Debmarine Namibia became operational in January 2002, a joint venture marine diamond prospecting and mining company and is a wholly-owned subsidiary of Namdeb Holdings.

During the 1960s it was discovered that large amounts of diamonds were to be found in the Atlantic Ocean having washed in from the Orange River. Today we know that Namibia has the richest known marine diamond deposits
in the world. Retrieving these offshore diamonds deposits as deep as 140m under the sea has brought Namibia the distinction of being the leading marine mineral mining country.

Namibia Diamond Trading Company (NDTC) was established in 2007, another 50/50 joint venture between the Government and De Beers.
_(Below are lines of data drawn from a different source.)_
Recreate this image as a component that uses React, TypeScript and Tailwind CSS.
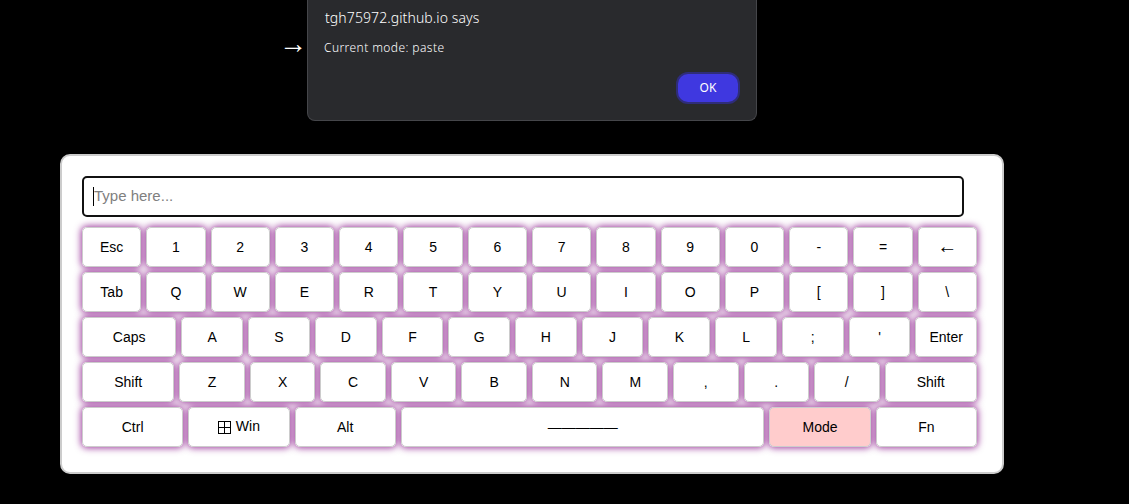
import React from 'react';

const keyFlex: Record<string, string> = {
  Caps: 'flex-[1.53]',
  Shift: 'flex-[1.41]',
  Space: 'flex-[3.59]',
};

const rows: string[][] = [
  ['Esc', '1', '2', '3', '4', '5', '6', '7', '8', '9', '0', '-', '=', '←'],
  ['Tab', 'Q', 'W', 'E', 'R', 'T', 'Y', 'U', 'I', 'O', 'P', '[', ']', '\\'],
  ['Caps', 'A', 'S', 'D', 'F', 'G', 'H', 'J', 'K', 'L', ';', "'", 'Enter'],
  ['Shift', 'Z', 'X', 'C', 'V', 'B', 'N', 'M', ',', '.', '/', 'Shift'],
  ['Ctrl', 'Win', 'Alt', 'Space', 'Mode', 'Fn'],
];

const WinIcon = () => (
  <svg width="13" height="13" viewBox="0 0 13 13" fill="none" stroke="black" strokeWidth="1" shapeRendering="crispEdges">
    <rect x="0.5" y="0.5" width="12" height="12" />
    <line x1="6.5" y1="0" x2="6.5" y2="13" />
    <line x1="0" y1="6.5" x2="13" y2="6.5" />
  </svg>
);

const Key: React.FC<{ label: string }> = ({ label }) => {
  const flex = keyFlex[label] ?? 'flex-1';
  const bg = label === 'Mode' ? 'bg-[#ffcccc]' : 'bg-white';

  let content: React.ReactNode = <span>{label}</span>;
  if (label === 'Win') content = <span className="-mt-[2px]">{label}</span>;
  if (label === 'Space') content = '—————';
  if (label === '←') content = <span className="text-[20px] leading-none -mt-[2px]">←</span>;

  return (
    <div className={`${flex} relative min-w-0 h-10`}>
      {/* glow sits under every key so neighbours don't tint each other */}
      <div className="absolute inset-0 -z-10 rounded-[5px] shadow-[0_0_7px_1px_rgba(128,0,128,0.78)]" />
      <div
        className={`${bg} h-full flex items-center justify-center gap-[5px] rounded-[5px] border border-[#ccc] text-[14px] text-black`}
      >
        {label === 'Win' && <WinIcon />}
        {content}
      </div>
    </div>
  );
};

export default function App() {
  return (
    <div className="w-[1129px] h-[504px] overflow-hidden bg-black font-['Liberation_Sans',Arial,sans-serif]">
      {/* alert row */}
      <div className="flex items-start h-[121px] pl-[279px]">
        <span className="w-7 mt-[30px] text-[28px] leading-7 text-white">→</span>
        <div className="w-[450px] h-[121px] flex flex-col bg-[#292a2d] border border-t-0 border-[#45464a] rounded-b-[8px] pl-4 pr-4 font-['Noto_Sans',sans-serif] text-white">
          <div className="mt-[8px] ml-px text-[14px] leading-5 tracking-[0.1px] font-light">tgh75972.github.io says</div>
          <div className="mt-[10px] text-[12px] leading-5 tracking-[0.42px] font-light">Current mode: paste</div>
          <div className="flex justify-end mt-[16px]">
            <button className="w-[60px] h-[28px] rounded-[10px] bg-[#3f38e0] border-0 ring-2 ring-[#2f2d7a] text-[12px] text-white mr-[2px]">
              OK
            </button>
          </div>
        </div>
      </div>

      {/* keyboard panel */}
      <div className="ml-[60px] mt-[33px] w-[944px] h-[320px] bg-white border-2 border-[#ccc] rounded-[10px] pt-5 pl-5 pr-[25px]">
        <div className="relative w-[882px]">
          <input
            placeholder="Type here..."
            className="w-full h-[41px] px-[10px] pb-[3px] text-[15px] text-black placeholder:text-[#808080] border-2 border-[#111] rounded-[5px] outline-none bg-white"
          />
          <div className="absolute left-[11px] top-[11px] w-px h-[19px] bg-black" />
        </div>
        <div className="isolate mt-[10px] flex flex-col gap-[5px]">
          {rows.map((row, i) => (
            <div key={i} className="flex gap-[5px]">
              {row.map((k, j) => (
                <Key key={j} label={k} />
              ))}
            </div>
          ))}
        </div>
      </div>
    </div>
  );
}
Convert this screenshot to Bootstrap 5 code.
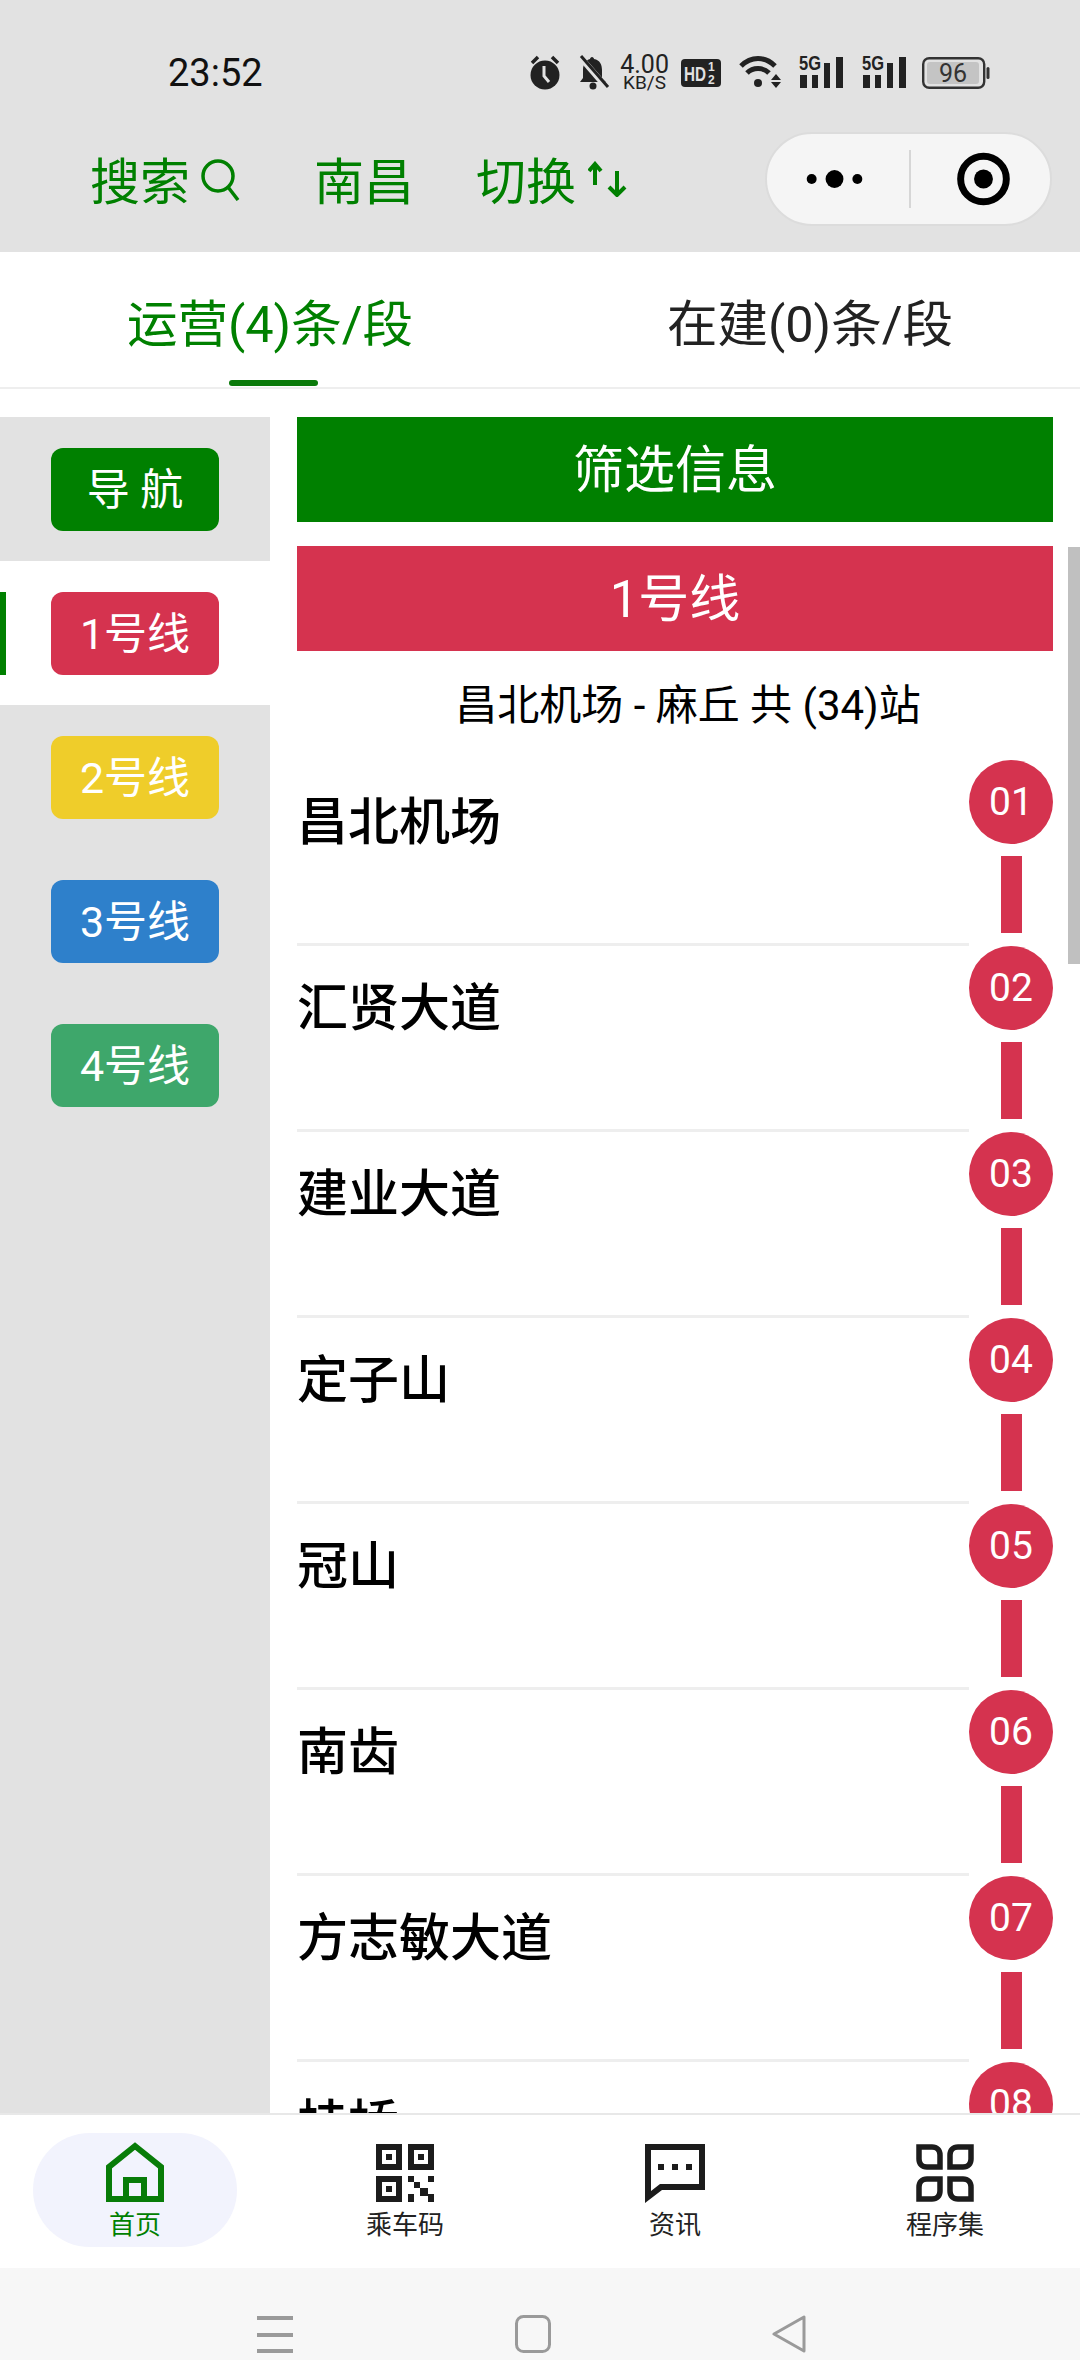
<!DOCTYPE html>
<html lang="zh-CN">
<head>
  <meta charset="UTF-8">
  <title>南昌地铁</title>
  <link href="https://cdn.jsdelivr.net/npm/bootstrap@5.3.0/dist/css/bootstrap.min.css" rel="stylesheet">
  <style>
    html, body { width: 1080px; height: 2360px; overflow: hidden; }
    body { font-family: Roboto, "Noto Sans CJK SC", sans-serif; background: #fff; color: #000; }
    .app-shell { width: 1080px; height: 2360px; }

    /* top bar */
    .top-area { background: #e2e2e2; height: 252px; flex: none; }
    .status-row { height: 132px; padding: 55px 90px 0 168px; }
    .status-row svg { overflow: visible; }
    .clock { font-size: 38px; line-height: 36px; color: #111; width: 362px; }
    .net-speed { width: 51px; margin: 0 11px 0 10px; color: #222; text-align: center; }
    .net-speed div:first-child { font-size: 25px; line-height: 20px; }
    .net-speed div:last-child { font-size: 19px; line-height: 16px; }
    .nav-row { padding-left: 90px; padding-right: 28px; height: 94px; }
    .nav-link-txt { color: #008000; font-size: 50px; line-height: 60px; margin-top: 7px; white-space: nowrap; }
    .capsule { width: 287px; height: 94px; margin-left: auto; background: #f5f5f5; border: 2px solid #dcdcdc; border-radius: 47px; }
    .capsule-sep { width: 2px; height: 58px; background: #d6d6d6; }

    /* tabs */
    .tab-row { height: 137px; flex: none; border-bottom: 2px solid #eee; }
    .line-tab { width: 540px; font-size: 50.5px; line-height: 60px; padding-top: 43px; color: #222; text-align: center; position: relative; }
    .line-tab.is-on { color: #008000; }
    .line-tab.is-on::after { content: ""; position: absolute; left: 229px; bottom: 1px; width: 89px; height: 6px; background: #0a7a0a; border-radius: 3px; }

    /* body */
    .main-area { flex: 1 1 0; min-height: 0; overflow: hidden; padding-top: 28px; position: relative; }
    .side-rail { width: 270px; flex: none; background: #e2e2e2; }
    .rail-item { height: 144px; padding: 31px 51px 0; position: relative; }
    .rail-item.is-on { background: #fff; }
    .rail-item.is-on::before { content: ""; position: absolute; left: 0; top: 31px; width: 6px; height: 83px; background: #008000; }
    .rail-btn { height: 83px; border-radius: 12px; color: #fff; font-size: 43px; line-height: 85px; text-align: center; white-space: nowrap; }
    .bg-nav { background: #008000; }
    .bg-l1 { background: #d5334f; }
    .bg-l2 { background: #efcd2a; }
    .bg-l3 { background: #2e80cb; }
    .bg-l4 { background: #3ea76b; }
    .content-col { padding: 0 27px; min-width: 0; }
    .head-bar { height: 105px; color: #fff; font-size: 51px; line-height: 108px; text-align: center; }
    .route-txt { height: 109px; font-size: 42px; line-height: 50px; padding: 30px 0 0 26px; text-align: center; white-space: nowrap; }
    .stn-row { height: 186px; }
    .stn-name { border-bottom: 3px solid #eee; font-size: 51px; font-weight: 500; line-height: 60px; padding-top: 33px; overflow: hidden; }
    .stn-side { width: 84px; flex: none; }
    .stn-dot { width: 84px; height: 84px; border-radius: 50%; background: #d5334f; color: #fff; font-size: 39px; line-height: 84px; text-align: center; flex: none; }
    .stn-link { width: 21px; height: 77px; margin-top: 12px; background: #d5334f; flex: none; }
    .scroll-thumb { position: absolute; right: 0; top: 158px; width: 12px; height: 417px; background: #c0c0c0; }

    /* bottom tabs */
    .bottom-tabs { height: 155px; flex: none; border-top: 2px solid #e8e8e8; background: #fff; padding: 18px 0 0 0; }
    .tab-cell { width: 270px; color: #222; font-size: 26px; line-height: 32px; text-align: center; }
    .tab-cell.is-on { color: #008000; }
    .tab-cell svg { display: block; margin: 0 auto 7px; }
    .tab-cell svg.chat-ico { margin-bottom: 5px; }
    .tab-pill { width: 204px; height: 114px; margin: 0 auto; padding-top: 11px; border-radius: 57px; }
    .tab-pill.is-on { background: #f2f3fd; padding-top: 9px; }
    .sys-bar { height: 92px; flex: none; background: #f7f7f7; padding-top: 47px; padding-left: 255px; gap: 220px; }
  </style>
</head>
<body>
  <div class="app-shell d-flex flex-column">

    <div class="top-area">
      <div class="status-row d-flex align-items-start">
        <div class="clock">23:52</div>
        <!-- 闹钟 -->
        <svg width="32" height="35" viewBox="0 0 32 35" fill="#222"><circle cx="16" cy="20" r="14.5"/><path d="M3 8 9 2M29 8 23 2" stroke="#222" stroke-width="3.5" fill="none"/><path d="M15 11v10l5 6" stroke="#e2e2e2" stroke-width="3" fill="none"/></svg>
        <!-- 静音 -->
        <svg width="31" height="35" viewBox="0 0 31 35" fill="#222" style="margin-left:17px"><path d="M14 2c1 0 2 1 2 2 6 1 8 6 8 11v8l4 4H2l3-4v-8c0-6 3-10 7-11 0-1 1-2 2-2z"/><circle cx="15" cy="31" r="3.5"/><path d="M3 3 29 33" stroke="#e2e2e2" stroke-width="6"/><path d="M3 1 30 32" stroke="#222" stroke-width="3"/></svg>
        <div class="net-speed"><div>4.00</div><div>KB/S</div></div>
        <!-- HD -->
        <svg width="40" height="28" viewBox="0 0 40 28" style="margin-top:4px"><rect width="40" height="28" rx="4" fill="#222"/><text x="3" y="22" font-family="Liberation Sans" font-size="20" font-weight="700" fill="#e2e2e2" textLength="22" lengthAdjust="spacingAndGlyphs">HD</text><text x="27" y="12" font-family="Liberation Sans" font-size="12" font-weight="700" fill="#e2e2e2">1</text><text x="27" y="25" font-family="Liberation Sans" font-size="12" font-weight="700" fill="#e2e2e2">2</text></svg>
        <!-- wifi -->
        <svg width="45" height="33" viewBox="0 0 45 33" style="margin-left:18px" fill="none" stroke="#222" stroke-width="5"><path d="M2 11C12 1 26 1 36 11"/><path d="M8 18C14 12 24 12 30 18"/><circle cx="19" cy="28" r="4" fill="#222" stroke="none"/><path d="M37 19l5 6h-10zM37 33l5-6h-10z" fill="#222" stroke="none"/></svg>
        <!-- 5G 信号 -->
        <svg width="47" height="33" viewBox="0 0 47 33" style="margin-left:13px" fill="#222"><text x="2" y="15" font-family="Liberation Sans" font-size="20" font-weight="700" textLength="22" lengthAdjust="spacingAndGlyphs">5G</text><rect x="3" y="20" width="7" height="13"/><rect x="15" y="20" width="6" height="13"/><rect x="27" y="8" width="6" height="25"/><rect x="39" y="2" width="7" height="31"/></svg>
        <svg width="47" height="33" viewBox="0 0 47 33" style="margin-left:16px" fill="#222"><text x="2" y="15" font-family="Liberation Sans" font-size="20" font-weight="700" textLength="22" lengthAdjust="spacingAndGlyphs">5G</text><rect x="3" y="20" width="7" height="13"/><rect x="15" y="20" width="6" height="13"/><rect x="27" y="8" width="6" height="25"/><rect x="39" y="2" width="7" height="31"/></svg>
        <!-- 电池 -->
        <svg width="68" height="32" viewBox="0 0 68 32" style="margin-left:15px;margin-top:2px"><rect x="1.2" y="1.2" width="61" height="29.6" rx="6" fill="none" stroke="#333" stroke-width="2.4"/><rect x="5" y="5" width="52" height="22" rx="3" fill="#c4c4c4"/><rect x="64.5" y="10" width="3" height="12" rx="1.5" fill="#333"/><text x="31" y="25" text-anchor="middle" font-family="Roboto" font-size="25" fill="#333">96</text></svg>
      </div>
      <div class="nav-row d-flex align-items-center">
        <span class="nav-link-txt">搜索</span>
        <svg width="40" height="42" viewBox="0 0 40 42" fill="none" stroke="#008000" stroke-width="3.5" style="margin-left:10px;margin-top:2px"><circle cx="18" cy="17" r="15"/><path d="M28 28 38 41"/></svg>
        <span class="nav-link-txt" style="margin-left:74px">南昌</span>
        <span class="nav-link-txt" style="margin-left:62px">切换</span>
        <svg width="40" height="36" viewBox="0 0 40 36" fill="none" stroke="#008000" stroke-width="4" style="margin-left:12px"><path d="M7 24V3M1 10l6-7 6 7"/><path d="M29 10v24M21 26l8 8 8-8"/></svg>
        <div class="capsule d-flex align-items-center">
          <svg width="143" height="30" viewBox="0 0 143 30"><circle cx="45" cy="15" r="5"/><circle cx="68" cy="15" r="9"/><circle cx="91" cy="15" r="5"/></svg>
          <div class="capsule-sep"></div>
          <svg width="140" height="60" viewBox="0 0 140 60" fill="none"><circle cx="73" cy="30" r="23" stroke="#000" stroke-width="7"/><circle cx="73" cy="30" r="9.5" fill="#000"/></svg>
        </div>
      </div>
    </div>

    <div class="tab-row d-flex">
      <div class="line-tab is-on">运营(4)条/段</div>
      <div class="line-tab">在建(0)条/段</div>
    </div>

    <div class="main-area d-flex">
      <div class="side-rail">
        <div class="rail-item"><div class="rail-btn bg-nav">导 航</div></div>
        <div class="rail-item is-on"><div class="rail-btn bg-l1">1号线</div></div>
        <div class="rail-item"><div class="rail-btn bg-l2">2号线</div></div>
        <div class="rail-item"><div class="rail-btn bg-l3">3号线</div></div>
        <div class="rail-item"><div class="rail-btn bg-l4">4号线</div></div>
      </div>
      <div class="content-col flex-grow-1">
        <div class="head-bar bg-nav mb-4">筛选信息</div>
        <div class="head-bar bg-l1">1号线</div>
        <div class="route-txt">昌北机场 - 麻丘 共 (34)站</div>
        <div class="stn-row d-flex"><div class="stn-name flex-grow-1">昌北机场</div><div class="stn-side d-flex flex-column align-items-center"><div class="stn-dot">01</div><div class="stn-link"></div></div></div>
        <div class="stn-row d-flex"><div class="stn-name flex-grow-1">汇贤大道</div><div class="stn-side d-flex flex-column align-items-center"><div class="stn-dot">02</div><div class="stn-link"></div></div></div>
        <div class="stn-row d-flex"><div class="stn-name flex-grow-1">建业大道</div><div class="stn-side d-flex flex-column align-items-center"><div class="stn-dot">03</div><div class="stn-link"></div></div></div>
        <div class="stn-row d-flex"><div class="stn-name flex-grow-1">定子山</div><div class="stn-side d-flex flex-column align-items-center"><div class="stn-dot">04</div><div class="stn-link"></div></div></div>
        <div class="stn-row d-flex"><div class="stn-name flex-grow-1">冠山</div><div class="stn-side d-flex flex-column align-items-center"><div class="stn-dot">05</div><div class="stn-link"></div></div></div>
        <div class="stn-row d-flex"><div class="stn-name flex-grow-1">南齿</div><div class="stn-side d-flex flex-column align-items-center"><div class="stn-dot">06</div><div class="stn-link"></div></div></div>
        <div class="stn-row d-flex"><div class="stn-name flex-grow-1">方志敏大道</div><div class="stn-side d-flex flex-column align-items-center"><div class="stn-dot">07</div><div class="stn-link"></div></div></div>
        <div class="stn-row d-flex"><div class="stn-name flex-grow-1">桂桥</div><div class="stn-side d-flex flex-column align-items-center"><div class="stn-dot">08</div><div class="stn-link"></div></div></div>
      </div>
      <div class="scroll-thumb"></div>
    </div>

    <div class="bottom-tabs d-flex">
      <div class="tab-cell is-on">
        <div class="tab-pill is-on">
          <svg width="58" height="60" viewBox="0 0 58 60" fill="none" stroke="#087c08" stroke-width="6"><path d="M3 57V25L29 4l26 21v32z"/><path d="M20 57V38h18v19"/></svg>
          首页
        </div>
      </div>
      <div class="tab-cell">
        <div class="tab-pill">
          <svg width="58" height="58" viewBox="0 0 58 58" fill="#1c1c1c"><path fill-rule="evenodd" d="M0 0h26v26H0zM6 6v14h14V6zM32 0h26v26H32zM38 6v14h14V6zM0 32h26v26H0zM6 38v14h14V38z"/><path d="M10 10h6v6h-6zM42 10h6v6h-6zM10 42h6v6h-6zM32 32h6v6h-6zM52 32h6v6h-6zM38 38h6v6h-6zM44 44h8v8h-8zM52 50h6v8h-6zM32 50h6v8h-6z"/></svg>
          乘车码
        </div>
      </div>
      <div class="tab-cell">
        <div class="tab-pill">
          <svg width="60" height="60" viewBox="0 0 60 60" fill="#1c1c1c" class="chat-ico"><path fill-rule="evenodd" d="M0 0h60v46H17L0 59zM6 6v41l9-7h39V6z"/><path d="M13 20h6v6h-6zM27 20h6v6h-6zM41 20h6v6h-6z"/></svg>
          资讯
        </div>
      </div>
      <div class="tab-cell">
        <div class="tab-pill">
          <svg width="58" height="58" viewBox="0 0 58 58" fill="none" stroke="#1c1c1c" stroke-width="5.5"><path d="M3 3h13c5 0 8 3 8 8v12H11c-5 0-8-3-8-8z"/><path d="M55 3H42c-5 0-8 3-8 8v12h13c5 0 8-3 8-8z"/><path d="M3 55V43c0-5 3-8 8-8h13v12c0 5-3 8-8 8z"/><path d="M55 55H42c-5 0-8-3-8-8V35h13c5 0 8 3 8 8z"/></svg>
          程序集
        </div>
      </div>
    </div>

    <div class="sys-bar d-flex align-items-start">
      <svg width="40" height="40" viewBox="0 0 40 40" fill="#9a9a9a"><rect x="2" y="1" width="36" height="4"/><rect x="2" y="18" width="36" height="4"/><rect x="2" y="34" width="36" height="4"/></svg>
      <svg width="36" height="38" viewBox="0 0 36 38" fill="none" stroke="#9a9a9a" stroke-width="3"><rect x="1.5" y="1.5" width="33" height="35" rx="7"/></svg>
      <svg width="38" height="38" viewBox="0 0 38 38" fill="none" stroke="#9a9a9a" stroke-width="3" stroke-linejoin="round"><path d="M33 2v34L3 19z"/></svg>
    </div>

  </div>
  <script src="https://cdn.jsdelivr.net/npm/bootstrap@5.3.0/dist/js/bootstrap.bundle.min.js"></script>
</body>
</html>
NDTC was created as a flagship diamond sorting and valuing brand, contributing significantly to national growth and a sustainable future. Its aim is to provide sustainable, secure, effective and efficient services throughout the diamond distribution chain that adds value to diamonds, whilst driving downstream beneficiation for Namibia.

An additional step to the value chain of Diamonds in Namibia is the establishment and licensing by the Ministry of Mines and Energy in 2016 of Namib Desert Diamonds (Pty) Ltd
(NAMDIA). This company is entitled to purchase 15% of Namdeb’s yearly diamond production with the purpose to cut and polish some of these rough diamonds as well as selling to the international diamond industry including the UAE.

Apart from being one of the country’s main exports, the diamond industry has been responsible for the creation
of thousands of jobs for over a century. In recent years, through the creation of NDTC and NAMDIA, an active attempt has been made to add value within Namibia and bring more Namibians into the value chain. What started as a get rich scheme for foreigners has turned into a success story for Namibia and its people.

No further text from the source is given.